• _SOURCE DATA_:
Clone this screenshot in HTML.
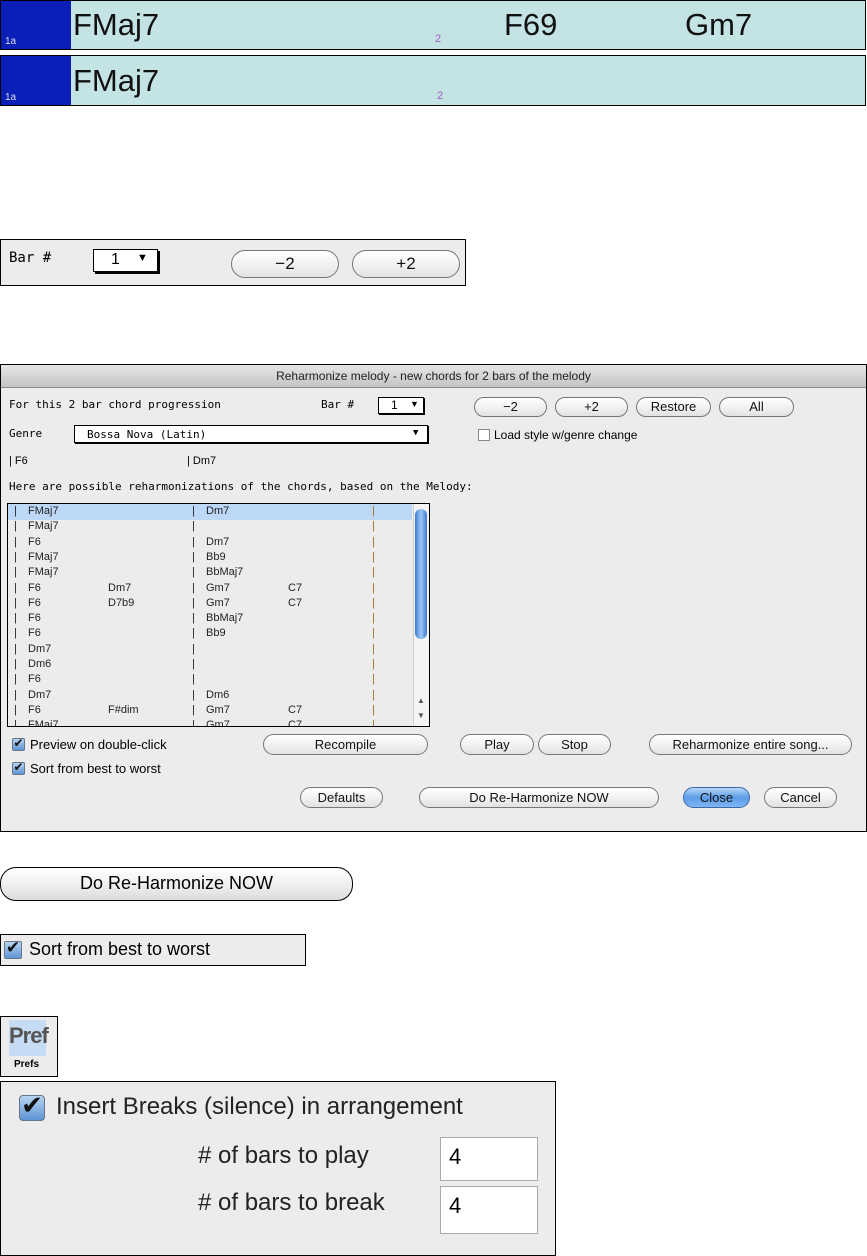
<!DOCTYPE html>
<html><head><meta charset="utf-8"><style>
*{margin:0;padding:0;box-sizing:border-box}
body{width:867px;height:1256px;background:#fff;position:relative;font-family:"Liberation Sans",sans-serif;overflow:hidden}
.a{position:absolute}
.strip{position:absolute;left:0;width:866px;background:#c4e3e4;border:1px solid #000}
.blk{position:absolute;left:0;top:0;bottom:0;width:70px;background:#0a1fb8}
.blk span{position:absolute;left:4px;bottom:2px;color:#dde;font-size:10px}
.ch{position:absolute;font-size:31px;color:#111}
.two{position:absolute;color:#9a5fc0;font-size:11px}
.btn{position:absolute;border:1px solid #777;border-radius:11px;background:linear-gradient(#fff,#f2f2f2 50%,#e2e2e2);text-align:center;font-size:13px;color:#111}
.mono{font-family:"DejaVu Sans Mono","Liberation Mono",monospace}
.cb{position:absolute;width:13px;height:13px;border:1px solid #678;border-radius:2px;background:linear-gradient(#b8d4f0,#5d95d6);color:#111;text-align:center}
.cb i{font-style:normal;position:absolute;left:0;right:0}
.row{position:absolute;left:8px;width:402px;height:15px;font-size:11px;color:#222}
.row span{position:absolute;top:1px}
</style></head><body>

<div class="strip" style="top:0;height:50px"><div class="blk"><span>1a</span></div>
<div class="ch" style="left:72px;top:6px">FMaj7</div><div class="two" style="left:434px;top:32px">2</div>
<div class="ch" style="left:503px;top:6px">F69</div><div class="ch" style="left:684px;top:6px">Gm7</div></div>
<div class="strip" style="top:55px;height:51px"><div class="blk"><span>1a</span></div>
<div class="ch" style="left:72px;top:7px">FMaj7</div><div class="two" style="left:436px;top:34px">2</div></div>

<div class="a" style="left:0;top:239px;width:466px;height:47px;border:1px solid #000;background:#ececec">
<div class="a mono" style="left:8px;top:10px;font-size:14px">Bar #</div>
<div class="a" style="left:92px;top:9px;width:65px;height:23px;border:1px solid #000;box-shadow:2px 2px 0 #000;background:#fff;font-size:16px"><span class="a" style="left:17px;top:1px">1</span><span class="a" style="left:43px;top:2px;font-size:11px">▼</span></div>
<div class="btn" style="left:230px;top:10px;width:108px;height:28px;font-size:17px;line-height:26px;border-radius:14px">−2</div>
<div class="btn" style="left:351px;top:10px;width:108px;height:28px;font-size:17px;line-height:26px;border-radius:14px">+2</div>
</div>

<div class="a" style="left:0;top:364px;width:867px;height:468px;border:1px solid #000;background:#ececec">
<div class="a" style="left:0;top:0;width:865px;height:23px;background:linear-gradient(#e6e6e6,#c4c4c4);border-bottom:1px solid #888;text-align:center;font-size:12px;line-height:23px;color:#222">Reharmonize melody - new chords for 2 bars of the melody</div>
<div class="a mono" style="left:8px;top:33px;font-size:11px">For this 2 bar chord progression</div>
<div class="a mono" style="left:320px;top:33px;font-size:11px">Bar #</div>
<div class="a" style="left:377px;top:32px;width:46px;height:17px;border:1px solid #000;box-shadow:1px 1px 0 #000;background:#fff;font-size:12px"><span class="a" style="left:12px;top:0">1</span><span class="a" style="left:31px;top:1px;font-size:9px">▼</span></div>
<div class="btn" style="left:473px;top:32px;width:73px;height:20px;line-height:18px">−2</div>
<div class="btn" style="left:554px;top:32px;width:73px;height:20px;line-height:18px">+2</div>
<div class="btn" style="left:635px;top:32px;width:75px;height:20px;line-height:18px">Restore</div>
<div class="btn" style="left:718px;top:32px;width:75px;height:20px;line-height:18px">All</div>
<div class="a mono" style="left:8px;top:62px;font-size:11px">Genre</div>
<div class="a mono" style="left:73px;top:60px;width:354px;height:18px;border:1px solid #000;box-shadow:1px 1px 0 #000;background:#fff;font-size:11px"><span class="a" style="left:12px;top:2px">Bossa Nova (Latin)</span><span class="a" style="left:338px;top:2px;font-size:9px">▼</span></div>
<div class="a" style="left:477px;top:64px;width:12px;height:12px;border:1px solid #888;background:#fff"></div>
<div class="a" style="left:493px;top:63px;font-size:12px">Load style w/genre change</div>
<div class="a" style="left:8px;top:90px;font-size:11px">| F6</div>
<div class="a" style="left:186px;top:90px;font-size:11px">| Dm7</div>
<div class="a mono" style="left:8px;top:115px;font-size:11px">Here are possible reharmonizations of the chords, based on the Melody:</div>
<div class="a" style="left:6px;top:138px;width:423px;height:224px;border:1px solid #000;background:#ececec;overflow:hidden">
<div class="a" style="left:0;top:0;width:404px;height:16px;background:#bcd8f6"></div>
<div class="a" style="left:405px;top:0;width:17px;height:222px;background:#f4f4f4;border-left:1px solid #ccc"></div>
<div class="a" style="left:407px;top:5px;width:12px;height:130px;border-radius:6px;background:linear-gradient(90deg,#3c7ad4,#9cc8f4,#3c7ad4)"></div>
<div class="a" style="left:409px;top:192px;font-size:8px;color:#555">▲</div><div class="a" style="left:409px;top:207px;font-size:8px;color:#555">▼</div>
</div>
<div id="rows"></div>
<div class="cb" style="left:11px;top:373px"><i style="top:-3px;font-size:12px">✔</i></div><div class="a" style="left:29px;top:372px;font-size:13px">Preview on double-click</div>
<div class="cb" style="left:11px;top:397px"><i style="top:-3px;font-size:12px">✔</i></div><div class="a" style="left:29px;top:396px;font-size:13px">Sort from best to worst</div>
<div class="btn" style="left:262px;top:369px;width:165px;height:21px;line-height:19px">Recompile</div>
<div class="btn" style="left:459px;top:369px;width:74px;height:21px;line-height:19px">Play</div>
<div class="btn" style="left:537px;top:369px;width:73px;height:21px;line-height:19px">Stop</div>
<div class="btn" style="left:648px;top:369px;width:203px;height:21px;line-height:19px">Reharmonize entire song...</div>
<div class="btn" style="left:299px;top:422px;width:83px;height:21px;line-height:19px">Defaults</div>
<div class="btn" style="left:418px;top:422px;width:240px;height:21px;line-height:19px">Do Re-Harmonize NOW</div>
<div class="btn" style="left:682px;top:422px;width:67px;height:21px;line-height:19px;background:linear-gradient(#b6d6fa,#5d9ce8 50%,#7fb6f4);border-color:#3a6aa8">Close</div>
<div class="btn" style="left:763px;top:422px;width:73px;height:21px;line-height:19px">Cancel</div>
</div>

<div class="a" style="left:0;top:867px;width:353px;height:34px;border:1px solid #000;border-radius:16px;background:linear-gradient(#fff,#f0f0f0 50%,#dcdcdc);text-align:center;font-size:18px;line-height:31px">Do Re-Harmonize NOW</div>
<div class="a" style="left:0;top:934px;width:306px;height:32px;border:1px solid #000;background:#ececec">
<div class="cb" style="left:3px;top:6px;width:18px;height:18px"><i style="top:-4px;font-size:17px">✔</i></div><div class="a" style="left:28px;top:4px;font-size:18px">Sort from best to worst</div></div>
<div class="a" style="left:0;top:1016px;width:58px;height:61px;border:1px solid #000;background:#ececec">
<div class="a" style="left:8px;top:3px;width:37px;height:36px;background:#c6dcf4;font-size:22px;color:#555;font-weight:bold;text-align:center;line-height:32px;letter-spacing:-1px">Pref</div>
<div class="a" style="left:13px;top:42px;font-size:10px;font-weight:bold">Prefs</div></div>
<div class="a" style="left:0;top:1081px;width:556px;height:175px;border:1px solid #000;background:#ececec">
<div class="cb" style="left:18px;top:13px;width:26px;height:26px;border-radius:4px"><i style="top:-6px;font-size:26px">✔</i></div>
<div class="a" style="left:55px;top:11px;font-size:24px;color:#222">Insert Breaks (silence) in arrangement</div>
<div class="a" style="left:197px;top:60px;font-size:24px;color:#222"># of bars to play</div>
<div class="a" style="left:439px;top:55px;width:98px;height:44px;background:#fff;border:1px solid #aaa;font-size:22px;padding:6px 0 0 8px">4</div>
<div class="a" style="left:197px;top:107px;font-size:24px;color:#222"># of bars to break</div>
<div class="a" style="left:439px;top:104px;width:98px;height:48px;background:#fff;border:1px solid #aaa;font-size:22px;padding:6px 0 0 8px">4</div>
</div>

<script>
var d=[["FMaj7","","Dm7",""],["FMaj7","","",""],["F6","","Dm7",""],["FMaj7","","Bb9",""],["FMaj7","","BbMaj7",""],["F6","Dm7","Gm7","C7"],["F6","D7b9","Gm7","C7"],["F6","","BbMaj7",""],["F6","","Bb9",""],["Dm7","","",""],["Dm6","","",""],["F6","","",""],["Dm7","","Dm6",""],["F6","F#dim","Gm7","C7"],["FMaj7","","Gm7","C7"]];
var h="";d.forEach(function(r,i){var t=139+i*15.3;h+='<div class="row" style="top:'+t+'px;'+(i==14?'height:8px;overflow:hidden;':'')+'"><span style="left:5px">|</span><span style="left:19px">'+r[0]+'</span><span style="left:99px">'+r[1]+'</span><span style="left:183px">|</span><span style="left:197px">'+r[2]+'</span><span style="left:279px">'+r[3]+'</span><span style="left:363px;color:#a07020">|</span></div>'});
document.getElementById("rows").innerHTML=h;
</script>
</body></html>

• _TASK REQUIREMENTS_:
Could the lines from the top of the material through the line with "</style></head><body>" be repeated exactly, pictures left out?

• _EXERCISE RESULT_:
Clone this screenshot in HTML.
<!DOCTYPE html>
<html><head><meta charset="utf-8"><style>
*{margin:0;padding:0;box-sizing:border-box}
body{width:867px;height:1256px;background:#fff;position:relative;font-family:"Liberation Sans",sans-serif;overflow:hidden}
.a{position:absolute}
.strip{position:absolute;left:0;width:866px;background:#c4e3e4;border:1px solid #000}
.blk{position:absolute;left:0;top:0;bottom:0;width:70px;background:#0a1fb8}
.blk span{position:absolute;left:4px;bottom:2px;color:#dde;font-size:10px}
.ch{position:absolute;font-size:31px;color:#111}
.two{position:absolute;color:#9a5fc0;font-size:11px}
.btn{position:absolute;border:1px solid #777;border-radius:11px;background:linear-gradient(#fff,#f2f2f2 50%,#e2e2e2);text-align:center;font-size:13px;color:#111}
.mono{font-family:"DejaVu Sans Mono","Liberation Mono",monospace}
.cb{position:absolute;width:13px;height:13px;border:1px solid #678;border-radius:2px;background:linear-gradient(#b8d4f0,#5d95d6);color:#111;text-align:center}
.cb i{font-style:normal;position:absolute;left:0;right:0}
.row{position:absolute;left:8px;width:402px;height:15px;font-size:11px;color:#222}
.row span{position:absolute;top:1px}
</style></head><body>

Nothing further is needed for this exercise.